** Begin Material for this exercise **

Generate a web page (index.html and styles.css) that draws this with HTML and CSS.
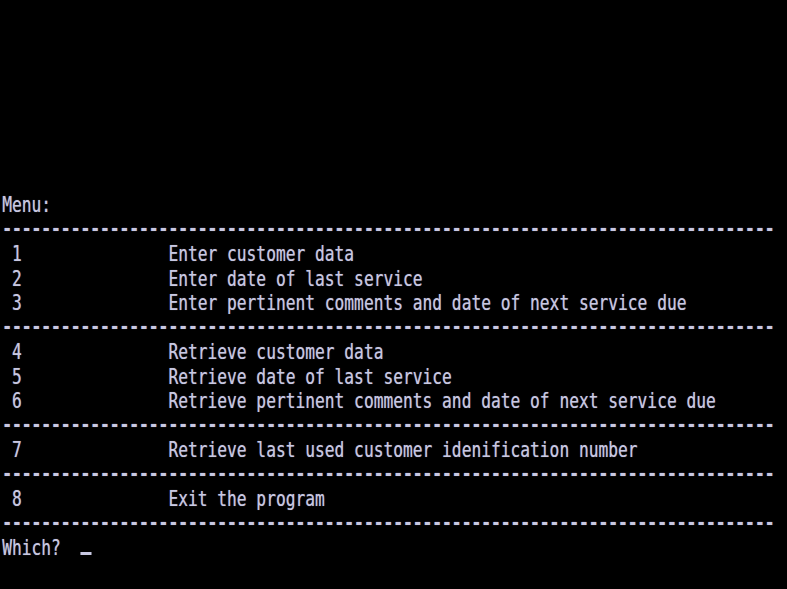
FILE: index.html
```html
<!DOCTYPE html>
<html lang="en">
<head>
<meta charset="utf-8">
<title>Menu</title>
<link rel="stylesheet" href="styles.css">
</head>
<body>
<main class="screen">
  <div class="text">
    <div class="row">Menu:</div>
    <div class="row rule">-------------------------------------------------------------------------------</div>
    <div class="row"> 1               Enter customer data</div>
    <div class="row"> 2               Enter date of last service</div>
    <div class="row"> 3               Enter pertinent comments and date of next service due</div>
    <div class="row rule">-------------------------------------------------------------------------------</div>
    <div class="row"> 4               Retrieve customer data</div>
    <div class="row"> 5               Retrieve date of last service</div>
    <div class="row"> 6               Retrieve pertinent comments and date of next service due</div>
    <div class="row rule">-------------------------------------------------------------------------------</div>
    <div class="row"> 7               Retrieve last used customer idenification number</div>
    <div class="row rule">-------------------------------------------------------------------------------</div>
    <div class="row"> 8               Exit the program</div>
    <div class="row rule">-------------------------------------------------------------------------------</div>
    <div class="row">Which?  <span class="cursor"></span></div>
  </div>
</main>
</body>
</html>
```

FILE: styles.css
```css
html, body {
  margin: 0;
  padding: 0;
  background: #000;
  overflow: hidden;
}

.screen {
  width: 787px;
  height: 589px;
  background: #000;
  overflow: hidden;
}

.text {
  display: flex;
  flex-direction: column;
  padding-top: 193px;
  padding-left: 3px;
  transform: scaleX(0.738);
  transform-origin: 0 0;
  font-family: "DejaVu Sans Mono", monospace;
  font-size: 22px;
  line-height: 24.54px;
  color: #c8c8e2;
  text-shadow: 0 0 1px rgba(200, 200, 226, 0.6);
}

.row {
  height: 24.54px;
  white-space: pre;
}

.rule {
  font-weight: bold;
  position: relative;
  top: -1px;
}

.cursor {
  display: inline-block;
  width: 1.1ch;
  height: 3px;
  background: #c8c8e2;
  vertical-align: 0;
}
```
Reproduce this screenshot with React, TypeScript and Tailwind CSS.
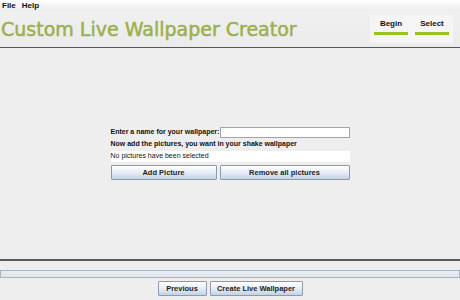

** End Material for this exercise **

(Work to be completed): Repeat the material above in full and exactly, omitting the pictures.

(Result):
Generate a web page (index.html and styles.css) that draws this with HTML and CSS.
FILE: index.html
```html
<!DOCTYPE html>
<html lang="en">
<head>
<meta charset="utf-8">
<title>Menu</title>
<link rel="stylesheet" href="styles.css">
</head>
<body>
<main class="screen">
  <div class="text">
    <div class="row">Menu:</div>
    <div class="row rule">-------------------------------------------------------------------------------</div>
    <div class="row"> 1               Enter customer data</div>
    <div class="row"> 2               Enter date of last service</div>
    <div class="row"> 3               Enter pertinent comments and date of next service due</div>
    <div class="row rule">-------------------------------------------------------------------------------</div>
    <div class="row"> 4               Retrieve customer data</div>
    <div class="row"> 5               Retrieve date of last service</div>
    <div class="row"> 6               Retrieve pertinent comments and date of next service due</div>
    <div class="row rule">-------------------------------------------------------------------------------</div>
    <div class="row"> 7               Retrieve last used customer idenification number</div>
    <div class="row rule">-------------------------------------------------------------------------------</div>
    <div class="row"> 8               Exit the program</div>
    <div class="row rule">-------------------------------------------------------------------------------</div>
    <div class="row">Which?  <span class="cursor"></span></div>
  </div>
</main>
</body>
</html>
```

FILE: styles.css
```css
html, body {
  margin: 0;
  padding: 0;
  background: #000;
  overflow: hidden;
}

.screen {
  width: 787px;
  height: 589px;
  background: #000;
  overflow: hidden;
}

.text {
  display: flex;
  flex-direction: column;
  padding-top: 193px;
  padding-left: 3px;
  transform: scaleX(0.738);
  transform-origin: 0 0;
  font-family: "DejaVu Sans Mono", monospace;
  font-size: 22px;
  line-height: 24.54px;
  color: #c8c8e2;
  text-shadow: 0 0 1px rgba(200, 200, 226, 0.6);
}

.row {
  height: 24.54px;
  white-space: pre;
}

.rule {
  font-weight: bold;
  position: relative;
  top: -1px;
}

.cursor {
  display: inline-block;
  width: 1.1ch;
  height: 3px;
  background: #c8c8e2;
  vertical-align: 0;
}
```
Reproduce this screenshot with React, TypeScript and Tailwind CSS.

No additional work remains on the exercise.